Syekh Wahbah Az-Zuhaili, seorang ahli fikih kontemporer dari Suriah, menjelaskan bahwa toleransi dalam Islam mengandung lima nilai dasar penting:
1. Persaudaraan atas dasar kemanusiaan
2. Pengakuan dan penghormatan terhadap yang lain
3. Kesetaraan semua manusia
4. Keadilan sosial dan hukum
5. Kebebasan yang diatur oleh undang-undang
Keteladanan Rasulullah saw dalam Bertoleransi
Nabi Muhammad saw telah memberikan teladan nyata tentang bagaimana prinsip toleransi dijalankan secara elegan dan penuh hikmah. Ketika beliau hijrah ke Madinah, masyarakat di sana terdiri dari berbagai kelompok: Muslim, Yahudi, Nasrani, dan kaum musyrik Arab. Beliau mempersatukan mereka dalam sebuah perjanjian yang dikenal sebagai Piagam Madinah.

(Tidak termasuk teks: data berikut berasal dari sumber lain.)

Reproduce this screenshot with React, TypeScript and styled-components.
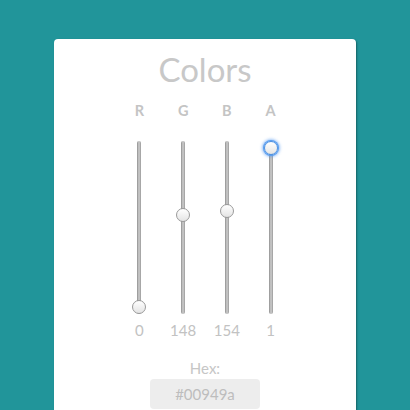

Dalam piagam tersebut, ditegaskan bahwa seluruh komunitas memiliki hak dan kewajiban yang sama untuk menjaga keamanan, menghormati keyakinan masing-masing, serta bekerja sama membangun masyarakat.

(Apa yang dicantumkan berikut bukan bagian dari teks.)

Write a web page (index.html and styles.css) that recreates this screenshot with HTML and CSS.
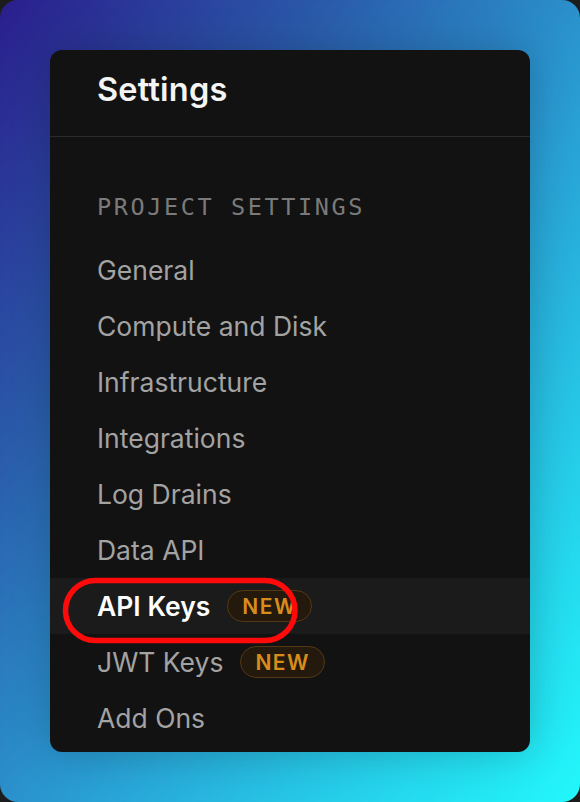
FILE: index.html
```html
<!DOCTYPE html>
<html lang="en">
<head>
<meta charset="utf-8">
<title>Settings</title>
<link rel="stylesheet" href="styles.css">
</head>
<body>
<div class="stage">
  <div class="card">
    <div class="card-header">
      <h1 class="title">Settings</h1>
    </div>
    <div class="divider"></div>
    <nav class="menu">
      <div class="menu-label">PROJECT SETTINGS</div>
      <ul class="menu-list">
        <li class="menu-item">General</li>
        <li class="menu-item">Compute and Disk</li>
        <li class="menu-item">Infrastructure</li>
        <li class="menu-item">Integrations</li>
        <li class="menu-item">Log Drains</li>
        <li class="menu-item">Data API</li>
        <li class="menu-item is-active">API Keys <span class="badge">NEW</span></li>
        <li class="menu-item">JWT Keys <span class="badge">NEW</span></li>
        <li class="menu-item">Add Ons</li>
      </ul>
    </nav>
  </div>
  <svg class="annotation" width="580" height="802" viewBox="0 0 580 802" aria-hidden="true">
    <rect x="65.5" y="580.5" width="229.5" height="60" rx="30" ry="30" fill="none" stroke="#ff0a0a" stroke-width="5.5"/>
  </svg>
</div>
</body>
</html>
```
FILE: styles.css
```css
html {
  background: #1c1c1c;
}
body {
  margin: 0;
  width: 580px;
  height: 802px;
  overflow: hidden;
}
.stage {
  position: relative;
  width: 580px;
  height: 802px;
  box-sizing: border-box;
  padding: 50px;
  border-radius: 18px;
  background: linear-gradient(to bottom right, #2a1e8c 0%, #2a5aaa 28%, #2a90cc 50%, #26c6e6 75%, #22f8fb 100%);
  font-family: Inter, "Noto Sans", sans-serif;
}
.card {
  width: 480px;
  height: 702px;
  background: #121212;
  border-radius: 12px;
  box-shadow: 0 0 40px rgba(0, 0, 0, 0.22);
  overflow: hidden;
}
.card-header {
  height: 86px;
  box-sizing: border-box;
  padding: 20px 47px 0;
}
.title {
  margin: 0;
  font-size: 32.5px;
  line-height: 40px;
  font-weight: 600;
  color: #f4f4f4;
  letter-spacing: 0.2px;
}
.divider {
  height: 1px;
  background: #2c2c2c;
}
.menu {
  padding: 49px 0 6px;
}
.menu-label {
  height: 42px;
  line-height: 42px;
  padding-left: 47px;
  margin-bottom: 14px;
  font-family: "DejaVu Sans Mono", "Liberation Mono", monospace;
  font-size: 23.5px;
  letter-spacing: 2.6px;
  color: #7a7a7a;
}
.menu-list {
  list-style: none;
  margin: 0;
  padding: 0;
}
.menu-item {
  height: 56px;
  display: flex;
  align-items: center;
  padding-left: 47px;
  font-size: 26.5px;
  color: #a3a3a3;
}
.menu-item.is-active {
  background: #1b1b1b;
  color: #ffffff;
  font-weight: 600;
}
.badge {
  display: inline-flex;
  align-items: center;
  height: 32px;
  box-sizing: border-box;
  margin-left: 17px;
  padding: 0 14px;
  border: 1px solid #553813;
  border-radius: 16px;
  background: #231a0d;
  color: #d98c1c;
  font-size: 21px;
  font-weight: 600;
  letter-spacing: 1.5px;
}
.annotation {
  position: absolute;
  left: 0;
  top: 0;
  pointer-events: none;
}
```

Contoh lainnya adalah ketika Nabi Muhammad menerima tamu-tamu dari delegasi Nasrani Najran. Mereka dipersilakan tinggal di Masjid Nabawi, bahkan diberikan keleluasaan untuk beribadah menurut keyakinan mereka di dalam masjid.

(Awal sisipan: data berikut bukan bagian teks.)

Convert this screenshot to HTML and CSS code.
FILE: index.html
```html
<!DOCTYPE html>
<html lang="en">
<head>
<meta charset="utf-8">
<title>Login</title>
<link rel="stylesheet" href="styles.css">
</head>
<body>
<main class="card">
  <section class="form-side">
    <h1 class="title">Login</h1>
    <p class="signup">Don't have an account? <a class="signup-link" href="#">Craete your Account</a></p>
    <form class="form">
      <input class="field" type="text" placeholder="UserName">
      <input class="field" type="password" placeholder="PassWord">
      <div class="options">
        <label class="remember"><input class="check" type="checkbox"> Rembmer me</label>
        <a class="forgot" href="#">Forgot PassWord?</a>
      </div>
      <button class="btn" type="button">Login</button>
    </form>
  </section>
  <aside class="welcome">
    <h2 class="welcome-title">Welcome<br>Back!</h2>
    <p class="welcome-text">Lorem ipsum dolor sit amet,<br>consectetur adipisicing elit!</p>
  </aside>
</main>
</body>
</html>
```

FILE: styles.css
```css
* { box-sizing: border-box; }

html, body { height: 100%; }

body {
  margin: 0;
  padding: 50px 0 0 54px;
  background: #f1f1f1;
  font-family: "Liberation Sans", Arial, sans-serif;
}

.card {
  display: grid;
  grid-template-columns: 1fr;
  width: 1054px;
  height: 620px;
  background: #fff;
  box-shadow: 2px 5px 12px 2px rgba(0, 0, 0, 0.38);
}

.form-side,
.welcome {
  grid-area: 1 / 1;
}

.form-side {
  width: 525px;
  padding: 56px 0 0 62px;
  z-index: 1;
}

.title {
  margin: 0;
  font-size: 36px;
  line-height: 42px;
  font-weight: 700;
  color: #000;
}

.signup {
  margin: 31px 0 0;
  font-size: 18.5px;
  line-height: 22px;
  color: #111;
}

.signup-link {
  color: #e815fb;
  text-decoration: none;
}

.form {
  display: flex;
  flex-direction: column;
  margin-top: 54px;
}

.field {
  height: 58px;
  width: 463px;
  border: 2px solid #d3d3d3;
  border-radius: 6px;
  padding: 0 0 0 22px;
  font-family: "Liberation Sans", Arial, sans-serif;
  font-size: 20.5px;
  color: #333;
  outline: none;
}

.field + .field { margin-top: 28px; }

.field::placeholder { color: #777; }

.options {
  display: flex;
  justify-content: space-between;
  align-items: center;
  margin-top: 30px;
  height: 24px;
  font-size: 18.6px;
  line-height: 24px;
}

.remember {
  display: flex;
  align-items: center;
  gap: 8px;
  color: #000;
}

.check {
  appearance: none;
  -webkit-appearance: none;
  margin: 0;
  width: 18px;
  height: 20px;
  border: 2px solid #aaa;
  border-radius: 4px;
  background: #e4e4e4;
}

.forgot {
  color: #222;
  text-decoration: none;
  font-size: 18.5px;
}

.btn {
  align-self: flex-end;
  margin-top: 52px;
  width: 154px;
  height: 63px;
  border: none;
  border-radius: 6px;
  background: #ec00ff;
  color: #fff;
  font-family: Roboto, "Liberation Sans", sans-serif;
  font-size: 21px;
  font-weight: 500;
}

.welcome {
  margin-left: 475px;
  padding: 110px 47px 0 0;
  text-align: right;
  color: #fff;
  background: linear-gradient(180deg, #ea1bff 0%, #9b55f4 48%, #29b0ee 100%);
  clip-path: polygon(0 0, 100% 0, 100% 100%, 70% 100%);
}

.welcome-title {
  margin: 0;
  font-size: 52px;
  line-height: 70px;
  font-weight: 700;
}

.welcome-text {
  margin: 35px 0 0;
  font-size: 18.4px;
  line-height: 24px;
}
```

Ini adalah bentuk nyata dari toleransi tanpa kehilangan prinsip, karena Rasulullah tetap menjaga akidah Islam sambil menghormati tamunya.
Dalil-Dalil tentang Toleransi dalam Al-Qur'an dan Hadis
Prinsip toleransi dalam Islam memiliki dasar yang kuat dalam Al-Qur’an dan hadis Nabi. Beberapa ayat yang relevan antara lain:
- “Tidak ada paksaan dalam (menganut) agama (Islam)...” (QS. Al-Baqarah: 256)
- “Untukmu agamamu, dan untukku agamaku.” (QS. Al-Kafirun: 6)
- “Dan Kami jadikan kamu berbangsa-bangsa dan bersuku-suku supaya kamu saling mengenal.” (QS. Al-Hujurat: 13).
Dari hadis Nabi saw juga disebutkan, "Barang siapa yang menyakiti dzimmi (non-Muslim yang hidup damai dalam negara Islam), maka aku akan menjadi lawannya pada hari kiamat" (HR Abu Dawud).
Membangun pemahaman yang benar tentang toleransi menjadi tanggung jawab bersama. Generasi muda perlu dikenalkan bahwa hidup dalam keberagaman adalah kekuatan, bukan ancaman. Mereka perlu tahu bahwa menjaga toleransi tidak akan membuat mereka kehilangan jati diri, justru memperkaya cara pandang dan memperkuat kepribadian.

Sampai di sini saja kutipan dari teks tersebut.